- EXERCISE OBJECTIVE
Gather every line in the records below that contains the word "screenshot".

================

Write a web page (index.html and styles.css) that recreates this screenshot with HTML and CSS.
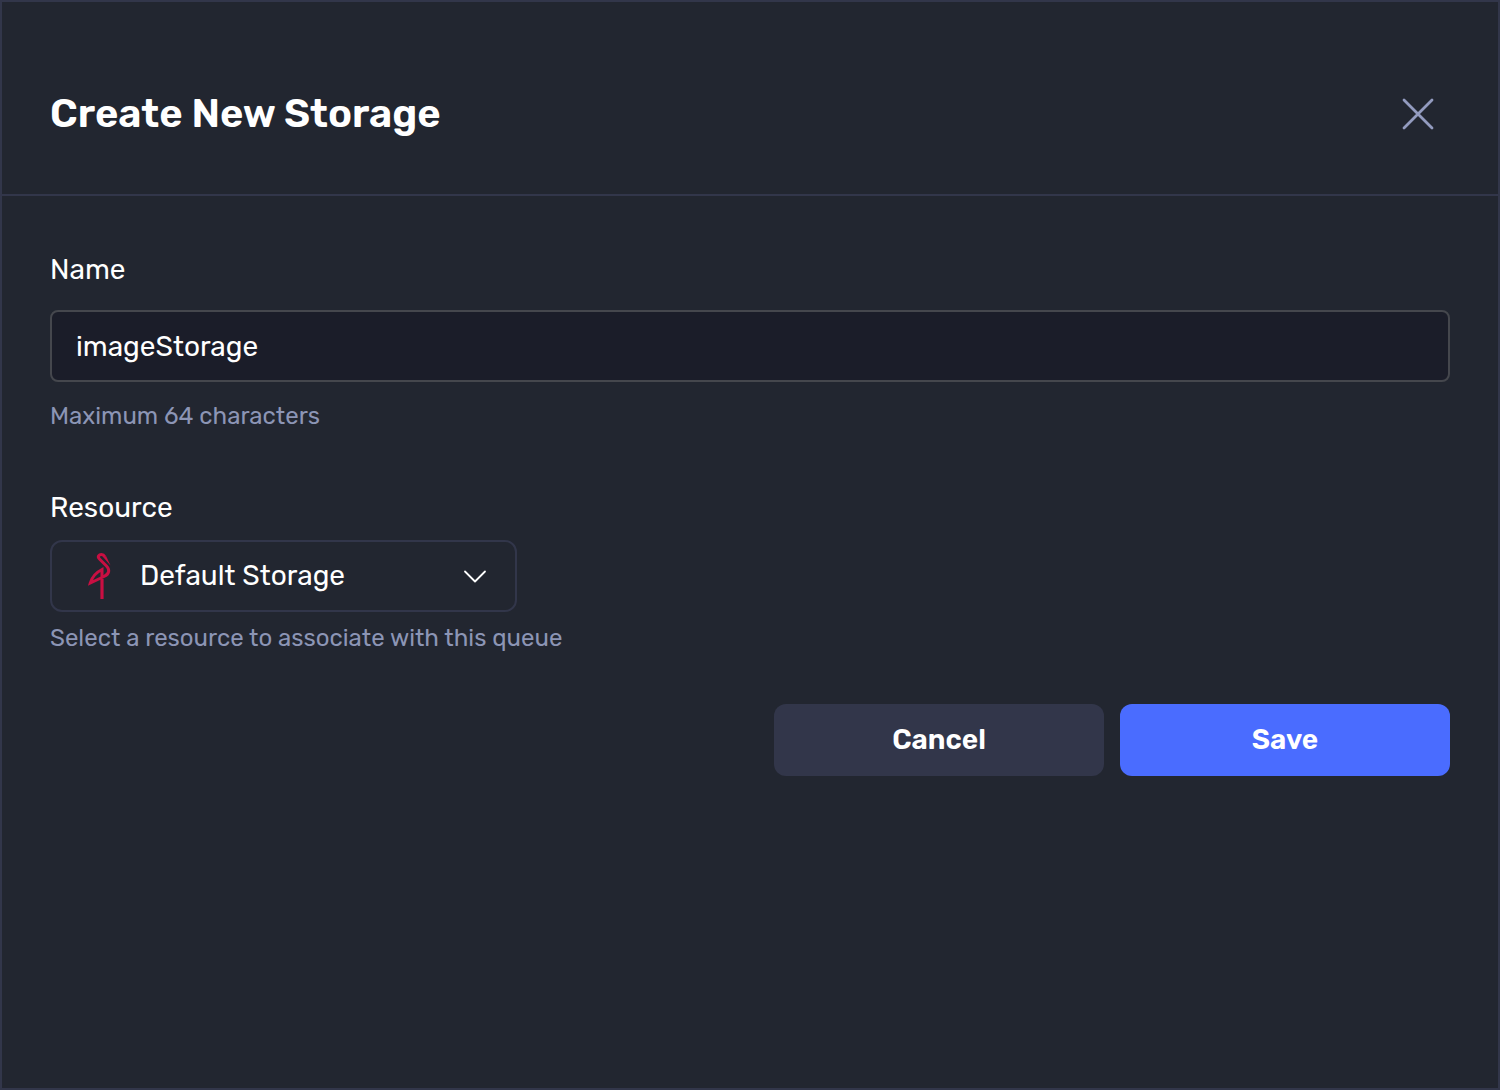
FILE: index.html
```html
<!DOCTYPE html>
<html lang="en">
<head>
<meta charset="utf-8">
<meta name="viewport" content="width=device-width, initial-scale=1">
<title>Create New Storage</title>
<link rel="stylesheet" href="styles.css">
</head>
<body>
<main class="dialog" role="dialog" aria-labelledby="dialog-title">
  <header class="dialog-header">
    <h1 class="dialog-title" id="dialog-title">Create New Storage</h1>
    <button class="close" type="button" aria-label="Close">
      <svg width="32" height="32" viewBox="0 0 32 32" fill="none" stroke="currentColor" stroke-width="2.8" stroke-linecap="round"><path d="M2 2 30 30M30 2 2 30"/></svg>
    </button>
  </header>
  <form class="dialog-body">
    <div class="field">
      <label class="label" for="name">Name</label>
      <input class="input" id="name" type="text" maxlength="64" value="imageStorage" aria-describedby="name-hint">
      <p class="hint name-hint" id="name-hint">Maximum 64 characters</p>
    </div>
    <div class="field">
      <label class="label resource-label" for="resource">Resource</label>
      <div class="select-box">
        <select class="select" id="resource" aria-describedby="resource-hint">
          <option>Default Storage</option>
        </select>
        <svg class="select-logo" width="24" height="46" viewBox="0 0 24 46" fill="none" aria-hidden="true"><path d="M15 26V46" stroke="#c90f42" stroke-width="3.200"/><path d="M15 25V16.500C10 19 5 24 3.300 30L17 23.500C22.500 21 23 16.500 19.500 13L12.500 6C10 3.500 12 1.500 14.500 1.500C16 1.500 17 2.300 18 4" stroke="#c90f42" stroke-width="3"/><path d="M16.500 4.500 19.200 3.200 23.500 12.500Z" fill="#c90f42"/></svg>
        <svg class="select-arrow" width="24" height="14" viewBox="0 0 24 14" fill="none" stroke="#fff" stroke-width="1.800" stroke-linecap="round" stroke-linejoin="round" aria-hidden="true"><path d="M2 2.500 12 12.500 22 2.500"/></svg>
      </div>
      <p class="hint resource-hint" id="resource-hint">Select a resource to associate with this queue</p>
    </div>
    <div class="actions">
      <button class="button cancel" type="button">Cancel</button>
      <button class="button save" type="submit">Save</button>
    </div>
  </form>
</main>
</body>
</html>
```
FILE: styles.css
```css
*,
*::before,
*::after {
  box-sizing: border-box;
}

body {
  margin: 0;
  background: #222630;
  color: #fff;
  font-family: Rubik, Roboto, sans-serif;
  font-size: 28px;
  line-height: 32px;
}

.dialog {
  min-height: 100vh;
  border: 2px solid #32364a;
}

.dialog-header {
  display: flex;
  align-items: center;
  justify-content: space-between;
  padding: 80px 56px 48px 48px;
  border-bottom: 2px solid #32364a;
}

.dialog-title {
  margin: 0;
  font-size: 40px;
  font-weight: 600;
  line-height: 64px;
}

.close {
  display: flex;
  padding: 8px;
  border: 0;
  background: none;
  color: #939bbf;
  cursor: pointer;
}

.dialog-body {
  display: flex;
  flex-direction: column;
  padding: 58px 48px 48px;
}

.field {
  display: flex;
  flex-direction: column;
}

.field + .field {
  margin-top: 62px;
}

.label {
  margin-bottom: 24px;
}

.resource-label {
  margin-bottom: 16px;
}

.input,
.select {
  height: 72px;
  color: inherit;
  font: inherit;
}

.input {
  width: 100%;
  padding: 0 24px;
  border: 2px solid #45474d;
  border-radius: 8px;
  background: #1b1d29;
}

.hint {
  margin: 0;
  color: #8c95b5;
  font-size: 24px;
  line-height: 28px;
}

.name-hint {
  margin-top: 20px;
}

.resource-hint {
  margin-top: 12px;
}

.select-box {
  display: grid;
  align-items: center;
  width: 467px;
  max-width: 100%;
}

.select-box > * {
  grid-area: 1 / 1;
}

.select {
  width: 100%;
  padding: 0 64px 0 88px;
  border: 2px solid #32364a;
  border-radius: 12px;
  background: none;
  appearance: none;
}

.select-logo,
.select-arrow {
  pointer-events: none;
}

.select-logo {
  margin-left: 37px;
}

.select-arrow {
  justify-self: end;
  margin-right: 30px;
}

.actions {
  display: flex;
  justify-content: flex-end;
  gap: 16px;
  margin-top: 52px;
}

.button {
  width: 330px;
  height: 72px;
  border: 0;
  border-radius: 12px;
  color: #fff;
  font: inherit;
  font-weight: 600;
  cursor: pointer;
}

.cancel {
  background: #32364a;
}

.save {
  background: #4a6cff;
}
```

================

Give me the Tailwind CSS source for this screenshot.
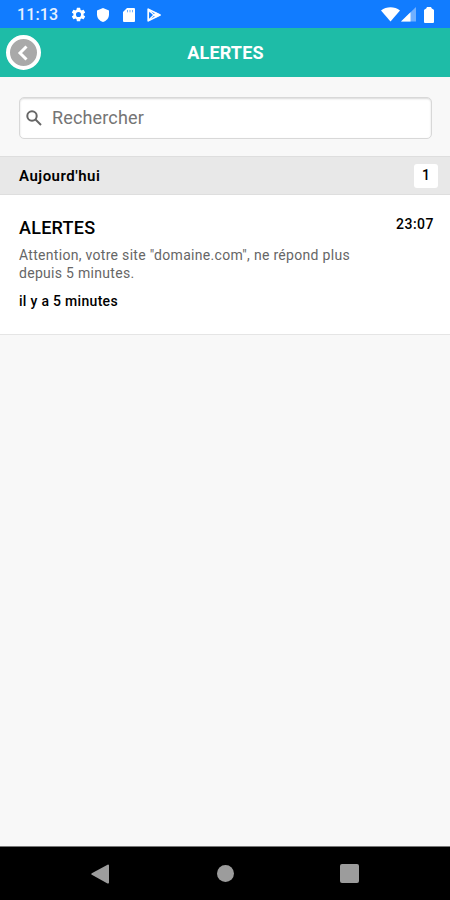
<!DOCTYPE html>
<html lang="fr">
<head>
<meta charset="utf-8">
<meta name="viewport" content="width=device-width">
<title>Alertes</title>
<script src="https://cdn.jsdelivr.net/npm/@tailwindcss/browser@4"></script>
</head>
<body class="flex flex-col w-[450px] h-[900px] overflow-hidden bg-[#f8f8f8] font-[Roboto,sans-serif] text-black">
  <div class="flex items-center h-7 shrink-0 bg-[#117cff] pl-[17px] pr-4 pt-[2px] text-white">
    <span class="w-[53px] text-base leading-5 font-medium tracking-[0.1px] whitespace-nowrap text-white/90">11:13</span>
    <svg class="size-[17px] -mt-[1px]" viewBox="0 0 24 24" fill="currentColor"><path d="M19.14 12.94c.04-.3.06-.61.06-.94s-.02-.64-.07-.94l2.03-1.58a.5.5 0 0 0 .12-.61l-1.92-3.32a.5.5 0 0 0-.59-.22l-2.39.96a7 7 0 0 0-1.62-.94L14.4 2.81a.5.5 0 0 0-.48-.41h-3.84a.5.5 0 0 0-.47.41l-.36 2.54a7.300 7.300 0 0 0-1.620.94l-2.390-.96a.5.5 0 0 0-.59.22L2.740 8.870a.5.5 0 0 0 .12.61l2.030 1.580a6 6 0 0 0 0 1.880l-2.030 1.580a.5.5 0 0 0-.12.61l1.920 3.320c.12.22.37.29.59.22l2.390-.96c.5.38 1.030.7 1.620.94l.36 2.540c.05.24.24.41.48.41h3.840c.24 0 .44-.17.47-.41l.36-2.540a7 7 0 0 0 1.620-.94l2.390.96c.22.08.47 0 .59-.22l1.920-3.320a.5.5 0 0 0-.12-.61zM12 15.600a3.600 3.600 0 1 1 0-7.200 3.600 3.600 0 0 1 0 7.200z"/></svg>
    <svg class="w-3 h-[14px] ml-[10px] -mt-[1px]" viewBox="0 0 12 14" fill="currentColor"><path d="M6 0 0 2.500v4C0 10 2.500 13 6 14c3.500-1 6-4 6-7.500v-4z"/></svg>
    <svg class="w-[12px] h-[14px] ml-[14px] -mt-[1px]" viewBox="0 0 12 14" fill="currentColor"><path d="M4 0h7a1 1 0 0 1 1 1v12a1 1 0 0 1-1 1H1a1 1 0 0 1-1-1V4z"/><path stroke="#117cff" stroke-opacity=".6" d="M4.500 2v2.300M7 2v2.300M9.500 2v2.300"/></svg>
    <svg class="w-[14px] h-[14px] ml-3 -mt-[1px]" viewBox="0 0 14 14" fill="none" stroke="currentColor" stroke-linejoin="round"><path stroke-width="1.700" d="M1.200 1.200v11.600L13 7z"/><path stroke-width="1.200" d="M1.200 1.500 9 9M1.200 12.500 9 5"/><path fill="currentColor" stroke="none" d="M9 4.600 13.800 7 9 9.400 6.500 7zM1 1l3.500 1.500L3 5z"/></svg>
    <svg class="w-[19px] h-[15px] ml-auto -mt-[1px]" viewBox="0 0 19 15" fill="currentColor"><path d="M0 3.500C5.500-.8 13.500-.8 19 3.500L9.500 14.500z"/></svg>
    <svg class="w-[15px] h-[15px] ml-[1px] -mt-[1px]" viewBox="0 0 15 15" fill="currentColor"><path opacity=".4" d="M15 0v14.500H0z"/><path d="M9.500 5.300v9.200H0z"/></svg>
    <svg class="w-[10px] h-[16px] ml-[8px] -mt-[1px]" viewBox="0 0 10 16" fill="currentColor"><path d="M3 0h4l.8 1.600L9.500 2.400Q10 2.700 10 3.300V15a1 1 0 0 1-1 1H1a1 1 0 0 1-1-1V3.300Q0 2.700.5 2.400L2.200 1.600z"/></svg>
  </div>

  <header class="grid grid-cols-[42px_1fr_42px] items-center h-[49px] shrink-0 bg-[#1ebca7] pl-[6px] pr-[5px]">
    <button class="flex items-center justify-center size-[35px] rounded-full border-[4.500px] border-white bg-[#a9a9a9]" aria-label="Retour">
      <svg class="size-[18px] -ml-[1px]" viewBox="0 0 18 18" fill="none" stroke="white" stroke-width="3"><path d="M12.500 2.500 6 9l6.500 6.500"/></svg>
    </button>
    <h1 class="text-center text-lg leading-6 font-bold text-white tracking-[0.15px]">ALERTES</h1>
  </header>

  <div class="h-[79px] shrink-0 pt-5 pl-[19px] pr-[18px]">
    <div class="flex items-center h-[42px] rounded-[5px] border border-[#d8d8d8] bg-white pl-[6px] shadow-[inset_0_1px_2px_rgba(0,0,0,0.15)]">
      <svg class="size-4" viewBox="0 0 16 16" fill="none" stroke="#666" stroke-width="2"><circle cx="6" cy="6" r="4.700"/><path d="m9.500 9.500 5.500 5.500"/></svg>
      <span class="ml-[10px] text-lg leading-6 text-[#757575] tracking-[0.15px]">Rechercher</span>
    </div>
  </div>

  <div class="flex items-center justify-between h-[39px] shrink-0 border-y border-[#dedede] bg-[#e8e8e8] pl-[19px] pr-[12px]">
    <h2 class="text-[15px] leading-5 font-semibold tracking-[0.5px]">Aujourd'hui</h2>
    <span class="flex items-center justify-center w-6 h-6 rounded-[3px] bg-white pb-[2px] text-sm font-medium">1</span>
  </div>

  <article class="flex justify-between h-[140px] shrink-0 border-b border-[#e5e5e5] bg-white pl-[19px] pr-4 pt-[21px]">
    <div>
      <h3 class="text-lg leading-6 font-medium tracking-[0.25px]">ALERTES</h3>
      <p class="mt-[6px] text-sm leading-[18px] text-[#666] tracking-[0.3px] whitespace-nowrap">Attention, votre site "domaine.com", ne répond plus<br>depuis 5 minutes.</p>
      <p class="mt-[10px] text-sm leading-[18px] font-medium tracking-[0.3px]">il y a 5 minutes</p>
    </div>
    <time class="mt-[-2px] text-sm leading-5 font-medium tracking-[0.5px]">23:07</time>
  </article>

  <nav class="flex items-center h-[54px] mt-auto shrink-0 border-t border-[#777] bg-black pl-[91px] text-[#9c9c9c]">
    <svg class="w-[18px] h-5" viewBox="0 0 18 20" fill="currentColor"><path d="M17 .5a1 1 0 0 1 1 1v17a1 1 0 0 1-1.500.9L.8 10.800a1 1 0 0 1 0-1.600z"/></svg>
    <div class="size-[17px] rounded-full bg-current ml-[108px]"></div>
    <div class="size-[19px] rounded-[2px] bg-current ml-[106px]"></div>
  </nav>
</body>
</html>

================

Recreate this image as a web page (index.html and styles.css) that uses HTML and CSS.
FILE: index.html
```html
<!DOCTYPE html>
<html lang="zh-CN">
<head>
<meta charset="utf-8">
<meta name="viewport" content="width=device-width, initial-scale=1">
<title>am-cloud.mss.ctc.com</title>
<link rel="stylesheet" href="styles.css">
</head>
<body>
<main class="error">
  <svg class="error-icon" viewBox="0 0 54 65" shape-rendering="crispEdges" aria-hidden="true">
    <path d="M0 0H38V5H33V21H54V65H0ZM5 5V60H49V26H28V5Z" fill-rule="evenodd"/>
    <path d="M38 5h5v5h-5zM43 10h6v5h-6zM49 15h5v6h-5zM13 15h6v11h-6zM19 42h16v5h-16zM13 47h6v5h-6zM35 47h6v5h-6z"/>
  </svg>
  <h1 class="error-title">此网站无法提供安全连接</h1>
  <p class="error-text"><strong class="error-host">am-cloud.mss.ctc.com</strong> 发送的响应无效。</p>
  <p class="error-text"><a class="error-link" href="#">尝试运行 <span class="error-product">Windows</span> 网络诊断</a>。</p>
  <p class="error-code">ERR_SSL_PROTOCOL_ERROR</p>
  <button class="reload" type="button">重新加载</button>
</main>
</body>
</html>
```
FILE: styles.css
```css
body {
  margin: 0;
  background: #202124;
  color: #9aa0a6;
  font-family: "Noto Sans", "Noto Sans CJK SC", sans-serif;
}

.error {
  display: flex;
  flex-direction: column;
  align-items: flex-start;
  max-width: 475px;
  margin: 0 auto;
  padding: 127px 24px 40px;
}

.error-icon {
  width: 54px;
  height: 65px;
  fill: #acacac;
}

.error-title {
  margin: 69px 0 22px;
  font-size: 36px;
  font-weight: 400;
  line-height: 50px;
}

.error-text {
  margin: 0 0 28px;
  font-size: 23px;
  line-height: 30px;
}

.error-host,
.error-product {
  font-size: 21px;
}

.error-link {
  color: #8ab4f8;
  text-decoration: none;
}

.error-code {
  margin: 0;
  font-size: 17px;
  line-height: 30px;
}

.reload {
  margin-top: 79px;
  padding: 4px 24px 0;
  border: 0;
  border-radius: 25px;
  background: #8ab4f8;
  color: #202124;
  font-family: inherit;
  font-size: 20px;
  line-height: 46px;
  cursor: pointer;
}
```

================

- SOLUTION TO THIS TASK
Write a web page (index.html and styles.css) that recreates this screenshot with HTML and CSS.
Give me the Tailwind CSS source for this screenshot.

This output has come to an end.